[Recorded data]
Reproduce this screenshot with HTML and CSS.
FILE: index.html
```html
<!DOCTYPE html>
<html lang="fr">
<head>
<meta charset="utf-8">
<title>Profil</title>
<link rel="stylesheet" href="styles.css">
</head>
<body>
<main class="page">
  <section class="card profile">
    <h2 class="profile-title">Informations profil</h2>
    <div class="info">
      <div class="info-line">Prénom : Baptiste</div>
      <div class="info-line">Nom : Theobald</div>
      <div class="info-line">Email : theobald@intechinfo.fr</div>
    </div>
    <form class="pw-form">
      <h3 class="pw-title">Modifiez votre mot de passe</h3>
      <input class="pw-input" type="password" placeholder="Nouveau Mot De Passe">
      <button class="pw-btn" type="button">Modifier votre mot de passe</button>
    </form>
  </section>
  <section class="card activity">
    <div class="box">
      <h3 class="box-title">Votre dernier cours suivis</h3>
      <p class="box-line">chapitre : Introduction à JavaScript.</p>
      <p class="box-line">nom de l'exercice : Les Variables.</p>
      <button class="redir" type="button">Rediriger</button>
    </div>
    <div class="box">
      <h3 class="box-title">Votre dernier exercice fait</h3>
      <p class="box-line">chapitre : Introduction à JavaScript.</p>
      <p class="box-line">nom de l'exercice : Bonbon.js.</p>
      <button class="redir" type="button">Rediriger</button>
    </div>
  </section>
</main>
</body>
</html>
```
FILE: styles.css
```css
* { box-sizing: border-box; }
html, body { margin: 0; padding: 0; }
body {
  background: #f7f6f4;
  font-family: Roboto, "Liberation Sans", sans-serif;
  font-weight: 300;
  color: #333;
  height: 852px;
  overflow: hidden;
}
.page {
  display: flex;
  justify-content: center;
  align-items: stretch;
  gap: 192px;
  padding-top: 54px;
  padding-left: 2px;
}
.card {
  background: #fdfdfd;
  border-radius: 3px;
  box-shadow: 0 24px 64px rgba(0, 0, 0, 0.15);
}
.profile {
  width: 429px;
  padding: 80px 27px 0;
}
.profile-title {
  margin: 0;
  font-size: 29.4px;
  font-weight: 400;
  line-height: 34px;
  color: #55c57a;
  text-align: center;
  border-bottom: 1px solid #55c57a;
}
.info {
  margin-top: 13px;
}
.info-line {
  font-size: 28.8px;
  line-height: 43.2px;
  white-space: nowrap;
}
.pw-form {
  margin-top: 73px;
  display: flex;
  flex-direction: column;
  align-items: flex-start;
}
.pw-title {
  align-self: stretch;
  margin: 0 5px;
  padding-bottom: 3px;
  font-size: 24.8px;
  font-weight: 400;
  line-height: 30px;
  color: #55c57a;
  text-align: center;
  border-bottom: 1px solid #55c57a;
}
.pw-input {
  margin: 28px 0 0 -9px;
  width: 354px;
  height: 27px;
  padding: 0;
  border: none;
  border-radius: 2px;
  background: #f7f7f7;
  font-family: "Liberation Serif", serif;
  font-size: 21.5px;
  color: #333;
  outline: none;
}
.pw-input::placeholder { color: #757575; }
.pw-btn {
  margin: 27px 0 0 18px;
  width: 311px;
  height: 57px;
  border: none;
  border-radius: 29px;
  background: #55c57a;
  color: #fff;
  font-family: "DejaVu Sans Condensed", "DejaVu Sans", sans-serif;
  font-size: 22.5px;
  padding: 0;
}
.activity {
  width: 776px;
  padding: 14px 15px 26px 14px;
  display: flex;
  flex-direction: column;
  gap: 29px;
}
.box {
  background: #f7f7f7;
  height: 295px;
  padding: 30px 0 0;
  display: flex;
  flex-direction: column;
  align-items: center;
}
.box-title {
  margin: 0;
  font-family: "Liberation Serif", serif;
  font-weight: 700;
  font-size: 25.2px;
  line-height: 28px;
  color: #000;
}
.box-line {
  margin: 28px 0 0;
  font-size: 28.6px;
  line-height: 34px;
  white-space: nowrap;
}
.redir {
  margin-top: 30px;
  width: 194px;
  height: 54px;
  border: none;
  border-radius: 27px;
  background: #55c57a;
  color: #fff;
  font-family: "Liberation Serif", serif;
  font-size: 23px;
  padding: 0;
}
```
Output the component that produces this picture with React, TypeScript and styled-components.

● **YOUR INSTRUCTIONS**: Print all of the entries again, exactly as written.

● **SOLVED EXERCISE**:
Reproduce this screenshot with HTML and CSS.
FILE: index.html
```html
<!DOCTYPE html>
<html lang="fr">
<head>
<meta charset="utf-8">
<title>Profil</title>
<link rel="stylesheet" href="styles.css">
</head>
<body>
<main class="page">
  <section class="card profile">
    <h2 class="profile-title">Informations profil</h2>
    <div class="info">
      <div class="info-line">Prénom : Baptiste</div>
      <div class="info-line">Nom : Theobald</div>
      <div class="info-line">Email : theobald@intechinfo.fr</div>
    </div>
    <form class="pw-form">
      <h3 class="pw-title">Modifiez votre mot de passe</h3>
      <input class="pw-input" type="password" placeholder="Nouveau Mot De Passe">
      <button class="pw-btn" type="button">Modifier votre mot de passe</button>
    </form>
  </section>
  <section class="card activity">
    <div class="box">
      <h3 class="box-title">Votre dernier cours suivis</h3>
      <p class="box-line">chapitre : Introduction à JavaScript.</p>
      <p class="box-line">nom de l'exercice : Les Variables.</p>
      <button class="redir" type="button">Rediriger</button>
    </div>
    <div class="box">
      <h3 class="box-title">Votre dernier exercice fait</h3>
      <p class="box-line">chapitre : Introduction à JavaScript.</p>
      <p class="box-line">nom de l'exercice : Bonbon.js.</p>
      <button class="redir" type="button">Rediriger</button>
    </div>
  </section>
</main>
</body>
</html>
```
FILE: styles.css
```css
* { box-sizing: border-box; }
html, body { margin: 0; padding: 0; }
body {
  background: #f7f6f4;
  font-family: Roboto, "Liberation Sans", sans-serif;
  font-weight: 300;
  color: #333;
  height: 852px;
  overflow: hidden;
}
.page {
  display: flex;
  justify-content: center;
  align-items: stretch;
  gap: 192px;
  padding-top: 54px;
  padding-left: 2px;
}
.card {
  background: #fdfdfd;
  border-radius: 3px;
  box-shadow: 0 24px 64px rgba(0, 0, 0, 0.15);
}
.profile {
  width: 429px;
  padding: 80px 27px 0;
}
.profile-title {
  margin: 0;
  font-size: 29.4px;
  font-weight: 400;
  line-height: 34px;
  color: #55c57a;
  text-align: center;
  border-bottom: 1px solid #55c57a;
}
.info {
  margin-top: 13px;
}
.info-line {
  font-size: 28.8px;
  line-height: 43.2px;
  white-space: nowrap;
}
.pw-form {
  margin-top: 73px;
  display: flex;
  flex-direction: column;
  align-items: flex-start;
}
.pw-title {
  align-self: stretch;
  margin: 0 5px;
  padding-bottom: 3px;
  font-size: 24.8px;
  font-weight: 400;
  line-height: 30px;
  color: #55c57a;
  text-align: center;
  border-bottom: 1px solid #55c57a;
}
.pw-input {
  margin: 28px 0 0 -9px;
  width: 354px;
  height: 27px;
  padding: 0;
  border: none;
  border-radius: 2px;
  background: #f7f7f7;
  font-family: "Liberation Serif", serif;
  font-size: 21.5px;
  color: #333;
  outline: none;
}
.pw-input::placeholder { color: #757575; }
.pw-btn {
  margin: 27px 0 0 18px;
  width: 311px;
  height: 57px;
  border: none;
  border-radius: 29px;
  background: #55c57a;
  color: #fff;
  font-family: "DejaVu Sans Condensed", "DejaVu Sans", sans-serif;
  font-size: 22.5px;
  padding: 0;
}
.activity {
  width: 776px;
  padding: 14px 15px 26px 14px;
  display: flex;
  flex-direction: column;
  gap: 29px;
}
.box {
  background: #f7f7f7;
  height: 295px;
  padding: 30px 0 0;
  display: flex;
  flex-direction: column;
  align-items: center;
}
.box-title {
  margin: 0;
  font-family: "Liberation Serif", serif;
  font-weight: 700;
  font-size: 25.2px;
  line-height: 28px;
  color: #000;
}
.box-line {
  margin: 28px 0 0;
  font-size: 28.6px;
  line-height: 34px;
  white-space: nowrap;
}
.redir {
  margin-top: 30px;
  width: 194px;
  height: 54px;
  border: none;
  border-radius: 27px;
  background: #55c57a;
  color: #fff;
  font-family: "Liberation Serif", serif;
  font-size: 23px;
  padding: 0;
}
```
Output the component that produces this picture with React, TypeScript and styled-components.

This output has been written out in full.